He was born George Minchin Smith on 25 May 1845 on Valentia Island, County Kerry, Ireland to George Smith and Alice Minchin.[1] His mother died when he was nine years old. His father, an attorney who lived in Donnybrook, Dublin, placed him into the care of his uncle (by marriage) on his mother's side, David Bell. A literary scholar, Bell ran a school in Dublin and was uncle to another pupil at the school, one Alexander Graham Bell. Minchin's notable mathematical ability was encouraged.
He entered Trinity College, Dublin in 1862, matriculating under the name George Minchin Smith, and won the first university scholarship in mathematics in 1865, and the Lloyd exhibition in mathematics. In 1866, he graduated, still as G. M. Smith, with a Gold Medal in mathematics. By then he had assumed the name George Minchin Minchin, receiving his MA in 1870, under the new name, and then Madden's Premium in both 1871 and 1872 for his performance in the Fellowship examinations.[2] [3] [4]

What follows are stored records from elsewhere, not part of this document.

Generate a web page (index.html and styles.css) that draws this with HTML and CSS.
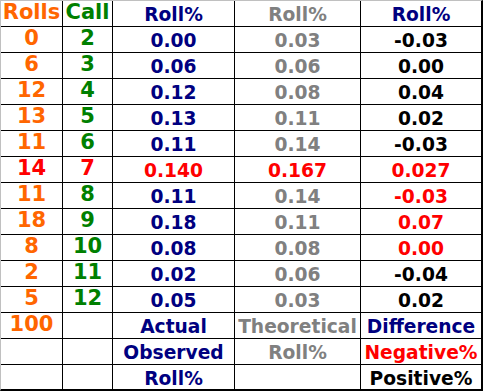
FILE: index.html
```html
<!DOCTYPE html>
<html>
<head>
<meta charset="utf-8">
<link rel="stylesheet" href="styles.css">
</head>
<body>
<div class="sheet">
  <div class="c big orange">Rolls</div><div class="c big green">Call</div><div class="c navy">Roll%</div><div class="c gray">Roll%</div><div class="c navy">Roll%</div>
  <div class="c big orange">0</div><div class="c big green">2</div><div class="c navy">0.00</div><div class="c gray">0.03</div><div class="c black">-0.03</div>
  <div class="c big orange">6</div><div class="c big green">3</div><div class="c navy">0.06</div><div class="c gray">0.06</div><div class="c black">0.00</div>
  <div class="c big orange">12</div><div class="c big green">4</div><div class="c navy">0.12</div><div class="c gray">0.08</div><div class="c black">0.04</div>
  <div class="c big orange">13</div><div class="c big green">5</div><div class="c navy">0.13</div><div class="c gray">0.11</div><div class="c black">0.02</div>
  <div class="c big orange">11</div><div class="c big green">6</div><div class="c navy">0.11</div><div class="c gray">0.14</div><div class="c black">-0.03</div>
  <div class="c big red">14</div><div class="c big red">7</div><div class="c red">0.140</div><div class="c red">0.167</div><div class="c red">0.027</div>
  <div class="c big orange">11</div><div class="c big green">8</div><div class="c navy">0.11</div><div class="c gray">0.14</div><div class="c red">-0.03</div>
  <div class="c big orange">18</div><div class="c big green">9</div><div class="c navy">0.18</div><div class="c gray">0.11</div><div class="c red">0.07</div>
  <div class="c big orange">8</div><div class="c big green">10</div><div class="c navy">0.08</div><div class="c gray">0.08</div><div class="c red">0.00</div>
  <div class="c big orange">2</div><div class="c big green">11</div><div class="c navy">0.02</div><div class="c gray">0.06</div><div class="c black">-0.04</div>
  <div class="c big orange">5</div><div class="c big green">12</div><div class="c navy">0.05</div><div class="c gray">0.03</div><div class="c black">0.02</div>
  <div class="c big orange">100</div><div class="c big green"></div><div class="c navy">Actual</div><div class="c gray">Theoretical</div><div class="c navy">Difference</div>
  <div class="c big"></div><div class="c big"></div><div class="c navy">Observed</div><div class="c gray">Roll%</div><div class="c red">Negative%</div>
  <div class="c big"></div><div class="c big"></div><div class="c navy">Roll%</div><div class="c gray"></div><div class="c black">Positive%</div>
</div>
</body>
</html>
```

FILE: styles.css
```css
html, body {
  margin: 0;
  padding: 0;
  background: #ffffff;
}

.sheet {
  display: grid;
  grid-template-columns: 61px 49px 121px 125px 120px;
  grid-template-rows: repeat(14, 25px) 24px;
  gap: 1px;
  width: 480px;
  background: #000000;
  border-left: 1px solid #c0c0c0;
  border-top: 1px solid #c0c0c0;
  border-right: 2px solid #000000;
  border-bottom: 2px solid #000000;
  font-family: "DejaVu Sans", Verdana, sans-serif;
  font-weight: bold;
}

.c {
  background: #ffffff;
  text-align: center;
  white-space: nowrap;
  overflow: visible;
  font-size: 18.67px;
  line-height: 23px;
  padding-top: 2px;
}

.c.big {
  font-size: 21px;
  line-height: 23px;
  padding-top: 0;
}

.orange { color: #ff6600; }
.green { color: #008000; }
.navy { color: #000080; }
.gray { color: #808080; }
.black { color: #000000; }
.red { color: #ff0000; }
```
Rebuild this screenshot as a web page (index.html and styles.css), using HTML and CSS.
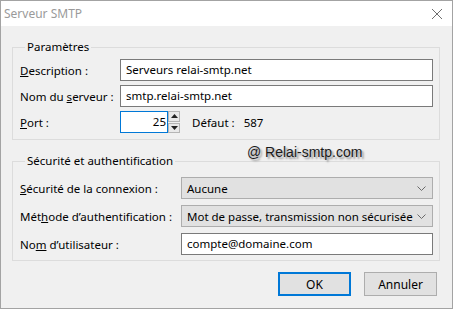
FILE: index.html
```html
<!doctype html>
<html>
<head>
    <meta charset="utf-8">
    <title>Serveur SMTP</title>
    <link rel="stylesheet" href="styles.css">
</head>
<body>

<div class="window">
    <div class="titlebar">
        <span class="title">Serveur SMTP</span>
        <svg class="close" width="12" height="12" viewBox="0 0 12 12">
            <path d="M1 1 L11 11 M11 1 L1 11" stroke="#6e6e6e" stroke-width="1" fill="none"/>
        </svg>
    </div>

    <div class="content">
        <fieldset class="group group-params">
            <legend>Paramètres</legend>
            <div class="form-grid">
                <label><u>D</u>escription :</label>
                <div class="textbox">Serveurs relai-smtp.net</div>

                <label>Nom du <u>s</u>erveur :</label>
                <div class="textbox">smtp.relai-smtp.net</div>

                <label><u>P</u>ort :</label>
                <div class="port-row">
                    <div class="textbox port focused">25</div>
                    <div class="spinner">
                        <span class="spin-btn">
                            <svg width="7" height="4" viewBox="0 0 7 4"><path d="M0 4 L3.5 0 L7 4 Z" fill="#222"/></svg>
                        </span>
                        <span class="spin-btn">
                            <svg width="7" height="4" viewBox="0 0 7 4"><path d="M0 0 L3.5 4 L7 0 Z" fill="#222"/></svg>
                        </span>
                    </div>
                    <span class="default-label">Défaut :</span>
                    <span class="default-value">587</span>
                </div>
            </div>
        </fieldset>

        <fieldset class="group group-security">
            <legend>Sécurité et authentification</legend>
            <div class="form-grid wide">
                <label><u>S</u>écurité de la connexion :</label>
                <div class="combo">
                    <span>Aucune</span>
                    <svg width="9" height="5" viewBox="0 0 9 5"><path d="M0.5 0.5 L4.5 4.5 L8.5 0.5" stroke="#6a6a6a" fill="none"/></svg>
                </div>

                <label>Mét<u>h</u>ode d’authentification :</label>
                <div class="combo">
                    <span>Mot de passe, transmission non sécurisée</span>
                    <svg width="9" height="5" viewBox="0 0 9 5"><path d="M0.5 0.5 L4.5 4.5 L8.5 0.5" stroke="#6a6a6a" fill="none"/></svg>
                </div>

                <label>No<u>m</u> d’utilisateur :</label>
                <div class="textbox">compte@domaine.com</div>
            </div>
        </fieldset>

        <div class="buttons">
            <button class="btn default">OK</button>
            <button class="btn">Annuler</button>
        </div>
    </div>

    <div class="watermark">@ Relai-smtp.com</div>
</div>

</body>
</html>
```

FILE: styles.css
```css
body {
    margin: 0;
    font-family: "Noto Sans", "Open Sans", sans-serif;
    font-size: 11.5px;
    color: #000;
    background: #fff;
}

.window {
    position: relative;
    width: 453px;
    height: 309px;
    box-sizing: border-box;
    border: 1px solid #a3a3a3;
    background: #f0f0f0;
}

.titlebar {
    height: 25px;
    background: #fff;
    display: flex;
    align-items: center;
    justify-content: space-between;
    padding: 0 9px 0 3px;
}
.title {
    color: #9a9a9a;
    font-size: 12px;
}
.close {
    display: block;
}

.content {
    padding: 13px 12px 0 11px;
}

.group {
    margin: 0;
    border: 1px solid #dcdcdc;
    padding: 4px 6px 6px 7px;
}
.group legend {
    padding: 0 2px;
    margin-left: 5px;
    line-height: 16px;
}
.group-security {
    margin-top: 13px;
    padding-top: 8px;
    padding-bottom: 5px;
}

.form-grid {
    display: grid;
    grid-template-columns: 100px 1fr;
    grid-auto-rows: 22px;
    row-gap: 4px;
    align-items: center;
    white-space: nowrap;
}
.form-grid.wide {
    grid-template-columns: 161px 1fr;
    row-gap: 6px;
}

.textbox {
    height: 22px;
    box-sizing: border-box;
    border: 1px solid #7a7a7a;
    background: #fff;
    padding: 0 5px;
    line-height: 20px;
    overflow: hidden;
}
.textbox.focused {
    border-color: #0078d7;
}

.port-row {
    display: flex;
    align-items: center;
    height: 22px;
}
.textbox.port {
    width: 48px;
    text-align: right;
    padding-right: 1px;
}
.spinner {
    width: 12px;
    height: 22px;
    display: flex;
    flex-direction: column;
    gap: 1px;
}
.spin-btn {
    flex: 1;
    display: flex;
    align-items: center;
    justify-content: center;
    background: #e9e9e9;
    border: 1px solid #b5b5b5;
}
.default-label {
    margin-left: 12px;
}
.default-value {
    margin-left: 9px;
}

.combo {
    height: 22px;
    box-sizing: border-box;
    border: 1px solid #adadad;
    background: #e1e1e1;
    display: flex;
    align-items: center;
    justify-content: space-between;
    padding: 0 6px 0 5px;
    overflow: hidden;
}

.buttons {
    display: flex;
    justify-content: flex-end;
    gap: 13px;
    margin-top: 11px;
    padding-right: 3px;
}
.btn {
    width: 73px;
    height: 24px;
    font: inherit;
    font-size: 12px;
    background: #e1e1e1;
    border: 1px solid #adadad;
    padding: 0;
}
.btn.default {
    border: 2px solid #0078d7;
}

.watermark {
    position: absolute;
    left: 246px;
    top: 143px;
    font-family: "Liberation Sans", Arial, sans-serif;
    font-size: 14px;
    color: #1a1a1a;
    text-shadow: 2px 2px 2px #8a8a8a;
}
```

The Smiths were a Protestant family. George Minchin Smith changed his name to George Minchin Minchin evidently because his father had converted to Roman Catholicism and married a Catholic, Marie O’Neill, possibly his housekeeper, with whom he already had three children.[5]
In 1887 Minchin married Emma Fawcett of Lecarrow (or Strandhill), County Leitrim. They had two children, George Robert Neville in 1888 and Una Eleanor in 1890. [George junior became an engineer and later the managing director of Peto & Radford (accumulator manufacturers) and the [[Chloride Electrical Storage Company|Chloride]] battery company.][6] [7] [8] [2]
In 1875 Minchin became the Professor of Applied Mathematics at the Royal Indian Engineering College (aka Coopers Hill or R.I.E. College) on the outskirts of London, and the same year he was elected to the London Mathematical Society. As a lecturer at RIEC, he was described as "brilliant", much admired for his wit and ability to draw in pupils and colleagues alike with otherwise dull topics. He maintained a regular correspondence, particularly with George Francis FitzGerald. Minchin wrote many mathematical and scientific texts and his clarity of exposition was lauded; he wrote and lectured about the importance of using clear English when producing texts for students. He also encouraged using "a touch of humour," citing the work of George Salmon and James Clerk Maxwell as exemplars. He wrote humorous works including comical mathematical poems.[9] [10] He has been credited with introducing the term 'potential function' with reference to applications in physics and engineering, but George Green had in fact done so as early as 1828.[11] He was noted for being one of the College's best tennis players (he had also been a cricketer). He loved birds and birdwatching and kept a few in cages in his rooms.[4] [2] [3]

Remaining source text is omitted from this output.